The scale (individual projects in the hundreds of millions to over $1 billion) indicates utilities are planning for continued operational dependence on the gas network for peak reliability, storage management, and electric-sector support well into the 2030s. The Hinkley emergency construction episode underscores that this dependence is not theoretical; backbone infrastructure is already degrading faster than planned replacement timelines can accommodate.
- From a regulatory strategy perspective, GO 177 reporting is functioning as a pipeline of future rate base, not merely a transparency exercise. Many projects are framed as safety, emissions compliance, or obsolescence replacements rather than expansions, a positioning that aligns with CPUC tolerance for reliability spending even under decarbonization mandates. This suggests the Commission is likely to face increasing tension between gas transition policy and the need to authorize large capital recovery to avoid reliability risks.

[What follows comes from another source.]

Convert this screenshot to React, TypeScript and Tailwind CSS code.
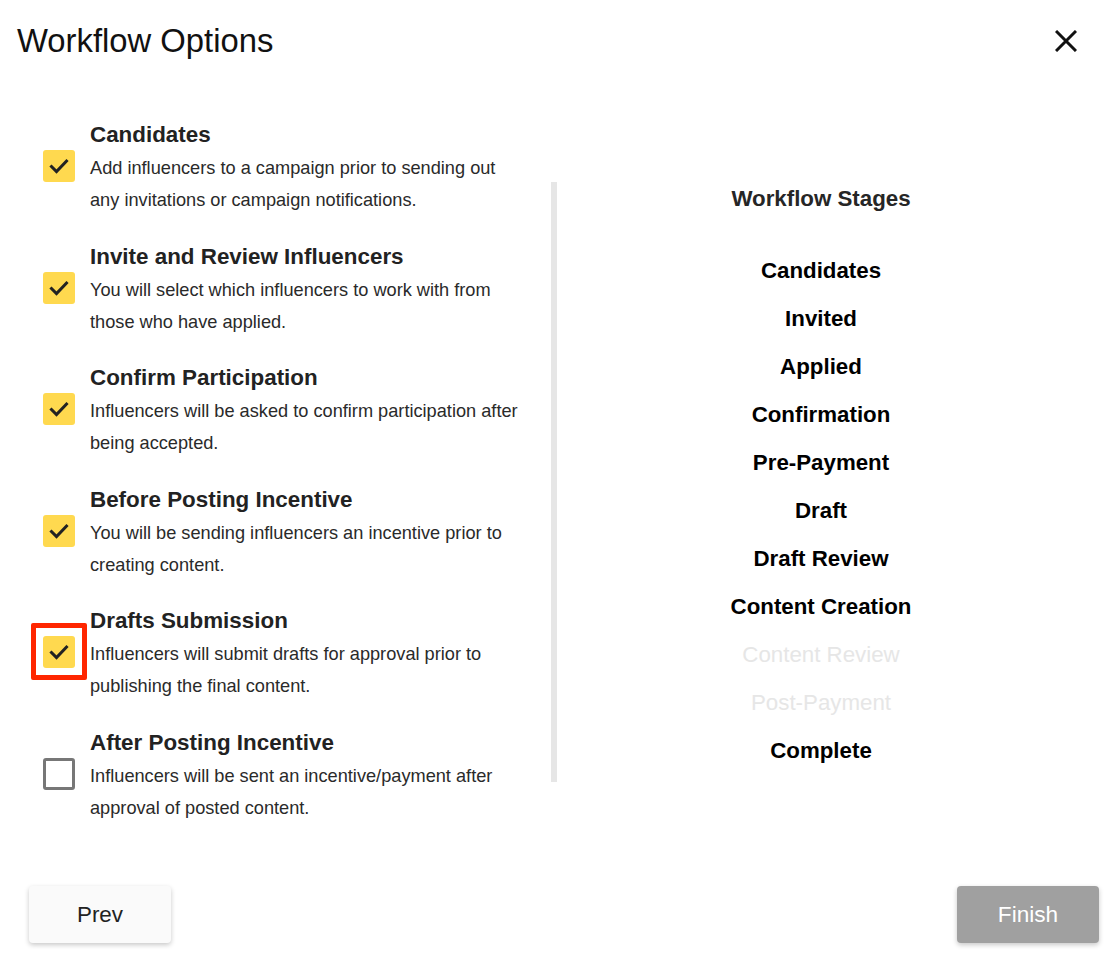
import React from "react";

type Item = { title: string; lines: string[]; checked: boolean; highlight?: boolean };

const items: Item[] = [
  { title: "Candidates", lines: ["Add influencers to a campaign prior to sending out", "any invitations or campaign notifications."], checked: true },
  { title: "Invite and Review Influencers", lines: ["You will select which influencers to work with from", "those who have applied."], checked: true },
  { title: "Confirm Participation", lines: ["Influencers will be asked to confirm participation after", "being accepted."], checked: true },
  { title: "Before Posting Incentive", lines: ["You will be sending influencers an incentive prior to", "creating content."], checked: true },
  { title: "Drafts Submission", lines: ["Influencers will submit drafts for approval prior to", "publishing the final content."], checked: true, highlight: true },
  { title: "After Posting Incentive", lines: ["Influencers will be sent an incentive/payment after", "approval of posted content."], checked: false },
];

const stages: { name: string; active: boolean }[] = [
  { name: "Candidates", active: true },
  { name: "Invited", active: true },
  { name: "Applied", active: true },
  { name: "Confirmation", active: true },
  { name: "Pre-Payment", active: true },
  { name: "Draft", active: true },
  { name: "Draft Review", active: true },
  { name: "Content Creation", active: true },
  { name: "Content Review", active: false },
  { name: "Post-Payment", active: false },
  { name: "Complete", active: true },
];

function Checkbox({ checked, highlight }: { checked: boolean; highlight?: boolean }) {
  return (
    <div className="relative w-[32px] h-[32px] shrink-0">
      {checked ? (
        <div className="w-[32px] h-[32px] rounded-[3px] bg-[#ffd94f] flex items-center justify-center">
          <svg width="32" height="32" viewBox="0 0 32 32" fill="none">
            <path d="M8.5 16.5 L13.5 21.5 L23.5 11" stroke="#222222" strokeWidth="3" strokeLinecap="square" strokeLinejoin="miter" />
          </svg>
        </div>
      ) : (
        <div className="w-[32px] h-[32px] rounded-[3px] border-[3px] border-[#777777] bg-white" />
      )}
      {highlight && (
        <div className="absolute left-[-12px] top-[-13px] w-[56px] h-[57px] border-[5px] border-[#ff2600] rounded-[2px]" />
      )}
    </div>
  );
}

export default function App() {
  return (
    <div
      className="w-[1104px] h-[956px] bg-white flex flex-col text-[#222222]"
      style={{ fontFamily: '"Liberation Sans", Arial, Helvetica, sans-serif' }}
    >
      <div className="h-[82px] flex items-center justify-between pl-[17px] pr-[27px] shrink-0">
        <h1 className="text-[32.8px] leading-[40px] text-[#111111] font-normal">Workflow Options</h1>
        <svg width="22" height="22" viewBox="0 0 22 22">
          <path d="M1 1 L21 21 M21 1 L1 21" stroke="#111111" strokeWidth="3" />
        </svg>
      </div>

      <div className="flex flex-row pt-[40px] flex-1">
        <div className="w-[551px] shrink-0 flex flex-col gap-[27.6px]">
          {items.map((it) => (
            <div key={it.title} className="flex flex-row">
              <div className="ml-[43px] mt-[28px]">
                <Checkbox checked={it.checked} highlight={it.highlight} />
              </div>
              <div className="ml-[15px]">
                <div className="text-[22.4px] leading-[26px] font-bold text-[#222222] whitespace-nowrap">{it.title}</div>
                <div className="mt-[4px] text-[18.2px] leading-[32px] text-[#2a2a2a] whitespace-nowrap">
                  {it.lines.map((l, i) => (
                    <div key={i}>{l}</div>
                  ))}
                </div>
              </div>
            </div>
          ))}
        </div>

        <div className="w-[6px] h-[600px] mt-[60px] bg-[#e6e6e6] shrink-0" />

        <div className="flex-1 pr-[19px] flex flex-col items-center">
          <div className="mt-[64px] text-[22.3px] leading-[26px] font-bold text-[#262626]">Workflow Stages</div>
          <div className="mt-[35px] flex flex-col items-center">
            {stages.map((s) => (
              <div
                key={s.name}
                className={
                  s.active
                    ? "h-[48px] leading-[48px] text-[22.3px] font-bold text-[#000000]"
                    : "h-[48px] leading-[48px] text-[22.3px] font-normal text-[#e6e6e6]"
                }
              >
                {s.name}
              </div>
            ))}
          </div>
        </div>
      </div>

      <div className="flex flex-row justify-between pl-[29px] pr-[5px] pb-[13px] shrink-0">
        <button className="w-[142px] h-[57px] rounded-[4px] bg-[#fafafa] shadow-[0_2px_5px_rgba(0,0,0,0.22)] text-[22.4px] text-[#222222]">
          Prev
        </button>
        <button className="w-[142px] h-[57px] rounded-[4px] bg-[#a0a0a0] shadow-[0_2px_5px_rgba(0,0,0,0.22)] text-[22.6px] text-white">
          Finish
        </button>
      </div>
    </div>
  );
}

- For market participants, the practical implication is that gas system costs are not plateauing; they are resetting upward. As throughput declines over time, fixed costs from these investments will be spread across a shrinking customer base, intensifying affordability pressure and raising the probability of future cost-allocation battles (e.g., exit fees, non-bypassable charges, or electrification cross-subsidies). Many projects are also located in ESJ communities, increasing the political sensitivity of cost-recovery decisions.
Most importantly, the filings suggest that California is entering a phase where the gas system becomes a strategic reliability backstop rather than a growth platform. That transition typically produces regulatory shock points: stranded asset debates, accelerated depreciation proposals, and potential pressure for state intervention if customer bills spike.
Stakeholders should treat these reports as early indicators of future proceedings where the central question will shift from “whether to invest” to “who pays for a shrinking but indispensable system."